Matt Maher was a 25-year-old professional soccer player when he drove under the influence, crashed, and killed 55-year-old Hort Kap. Since his release from five and a half years in prison in 2014, he has presented his story to over 7,000 students in New Jersey, and continues to present today. Matt presented to the Pascack Hills freshman and sophomore classes.

“If you can just open up your perspective a little bit and realize man, how fragile life is, number one, and how much more should I guard the decisions I make, number two, but not just my decisions,” says Maher. “If I can have a role in helping him make the right decision, then I’m just as responsible.”

Pascack Hills senior, Jack Rossig, commended Matt by saying, “It’s really motivating and awesome to see go from something that negative and turn it into something positive.”

In response, Matt said, “There was always an option to go the other [negative] way…and as early as it happened I remember having a decision to make even in that moment. You know, what do you do if everything you thought was right is now flipped upside down, the way you were living. But you don’t just leave it at that, you have to respond to it.”

Matt credits integrity, accountability and faith for allowing him to move forward in life. He accepts the fact that he did make a mistake and he says he has no excuses for what has been done. Matt has been through many other difficult things in his life such as the death of his brother in 2005. He believes that difficult situations like this build a person’s character.
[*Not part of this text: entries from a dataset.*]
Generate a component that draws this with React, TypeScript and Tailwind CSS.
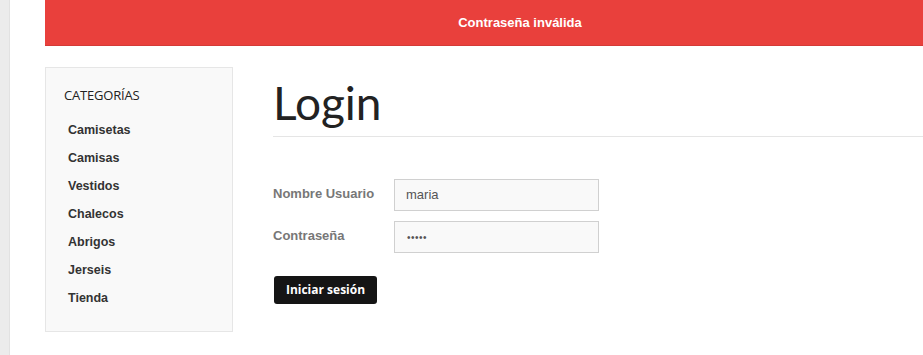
import React from "react";

export default function App() {
  const cats = ["Camisetas", "Camisas", "Vestidos", "Chalecos", "Abrigos", "Jerseis", "Tienda"];
  return (
    <div className="flex h-[355px] w-[923px] overflow-hidden bg-white" style={{ fontFamily: '"Liberation Sans", Arial, sans-serif' }}>
      <div className="w-[10px] shrink-0 bg-[#ececec] border-r border-[#e2e2e2]" />
      <div className="flex-1 pl-[35px]">
        <div className="flex h-[46px] items-center justify-center bg-[#e9403c] border-b border-[#d43a37] pl-[72px] text-[13px] font-bold text-white">
          Contraseña inválida
        </div>
        <div className="mt-[21px] flex">
          <div className="h-[265px] w-[188px] shrink-0 border border-[#e6e6e6] bg-[#f9f9f9] pl-[18px] pt-[18px]">
            <div className="text-[13px] uppercase text-[#222] tracking-[-0.2px]" style={{ fontFamily: '"Open Sans", sans-serif', fontWeight: 400 }}>
              Categorías
            </div>
            <ul className="mt-[16px] flex flex-col">
              {cats.map((c) => (
                <li key={c} className="h-[28px] pl-[4px] text-[12.5px] font-bold leading-[16px] text-[#333]">
                  {c}
                </li>
              ))}
            </ul>
          </div>
          <div className="flex-1 pl-[40px]">
            <h1 className="mt-[7px] text-[46px] leading-[58px] text-[#222]" style={{ fontFamily: 'Lato, sans-serif', fontWeight: 400 }}>
              Login
            </h1>
            <div className="mt-[4px] border-b border-[#e5e5e5]" />
            <div className="mt-[42px] flex flex-col gap-[10px]">
              <div className="flex">
                <label className="w-[121px] pt-[5px] text-[13px] font-bold text-[#777]">Nombre Usuario</label>
                <div className="flex h-[32px] w-[205px] items-center border border-[#d0d0d0] bg-[#f9f9f9] px-[11px] text-[13px] text-[#555]">
                  maria
                </div>
              </div>
              <div className="flex">
                <label className="w-[121px] pt-[5px] text-[13px] font-bold text-[#777]">Contraseña</label>
                <div className="flex h-[32px] w-[205px] items-center border border-[#d0d0d0] bg-[#f9f9f9] px-[12px] text-[10px] tracking-[0.5px] text-[#555]">
                  •••••
                </div>
              </div>
            </div>
            <button className="ml-[1px] mt-[23px] flex h-[28px] w-[103px] items-center justify-center rounded-[3px] bg-[#151515] text-[12px] font-bold text-white" style={{ fontFamily: '"Open Sans", sans-serif' }}>
              Iniciar sesión
            </button>
          </div>
        </div>
      </div>
    </div>
  );
}
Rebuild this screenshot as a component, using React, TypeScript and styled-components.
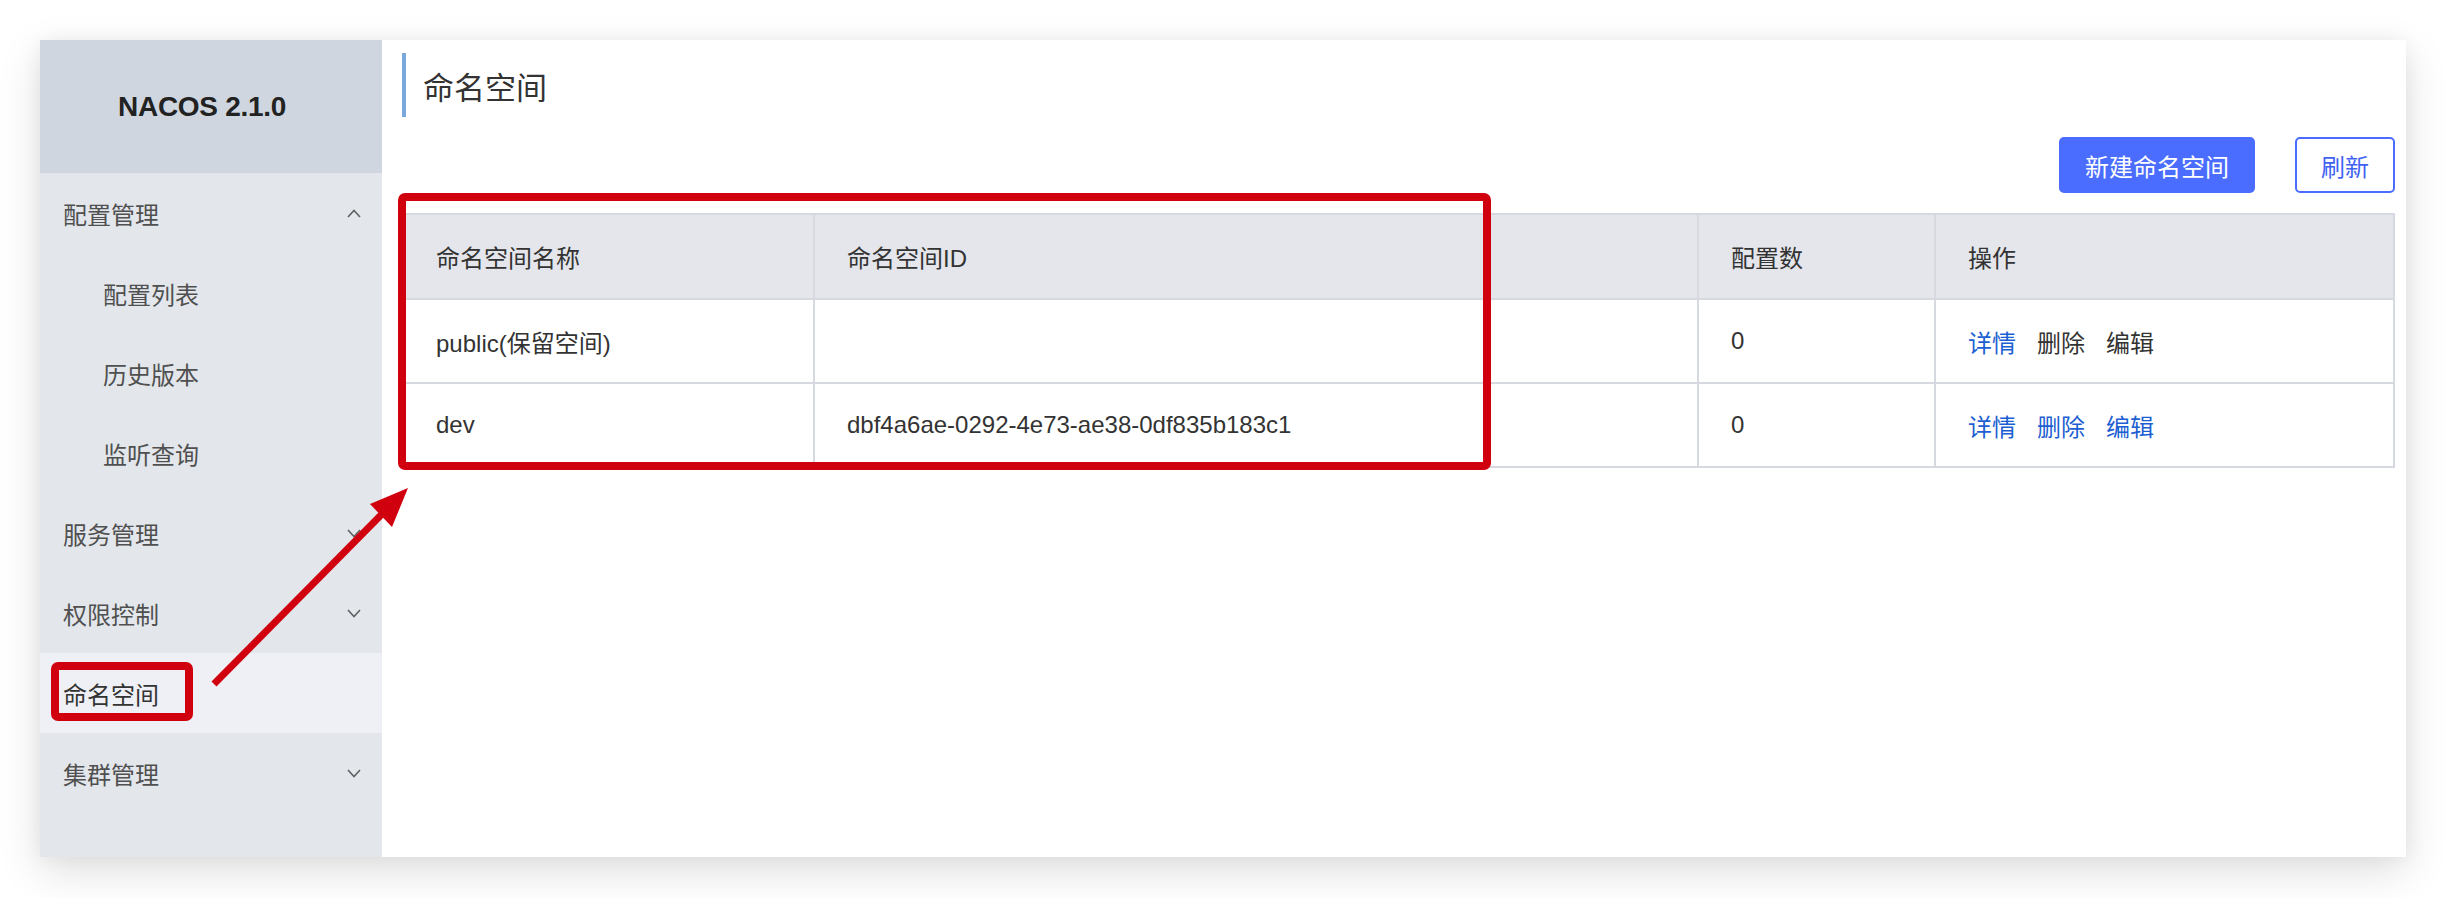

He says, “Usually it takes troubles or trials to shape your character, it’s really how character is built, when you go through stuff.” He continued by encouraging students “to keep enduring, to keep pushing things out, because eventually you will be standing on solid ground and you can look back and think man I can’t believe where I was, but thank God I am where I am.”

Matt’s court story became a story of forgiveness when a photo of him and his victim’s son hugging became the cover picture for many news articles. During the presentation Matt played videos from his court appearance. However, he said the only video he actually watches during the presentation is the one where he is hugging his victim’s son because he wants to see this scene of forgiveness. This focus on forgiveness really inspired Matt.

“It’s still emotional for me, but it’s not like…’have sympathy for me’ it’s more like, ‘man, I don’t deserve to be here sharing, but I am.’ My challenge and my goal is to help somebody else out that may be making the same decisions that they are not seeing clearly.”

Gale Mangold, Pascack Hills Student Assistance Counselor, said, “Matt’s presentation was well received by the student body, and his journey was particularly powerful because individuals in our own community have had tragic circumstances surrounding this issue of driving while intoxicated. Matt spoke at both PHHS and PVHS to raise student awareness. A series of Red Ribbon Week prevention programs like this one were implemented throughout the district, to spare even one student from dealing with the heart ache a DUI tragedy causes.”

Throughout the presentation Matt tried to connect to and reach the students. One of the impactful question Matt left with the students was, “So, something will happen in life, young, old, and you are going to have a decision to respond to it. Do you let it define you? Or, do you let it refine you, do you let it mold you?”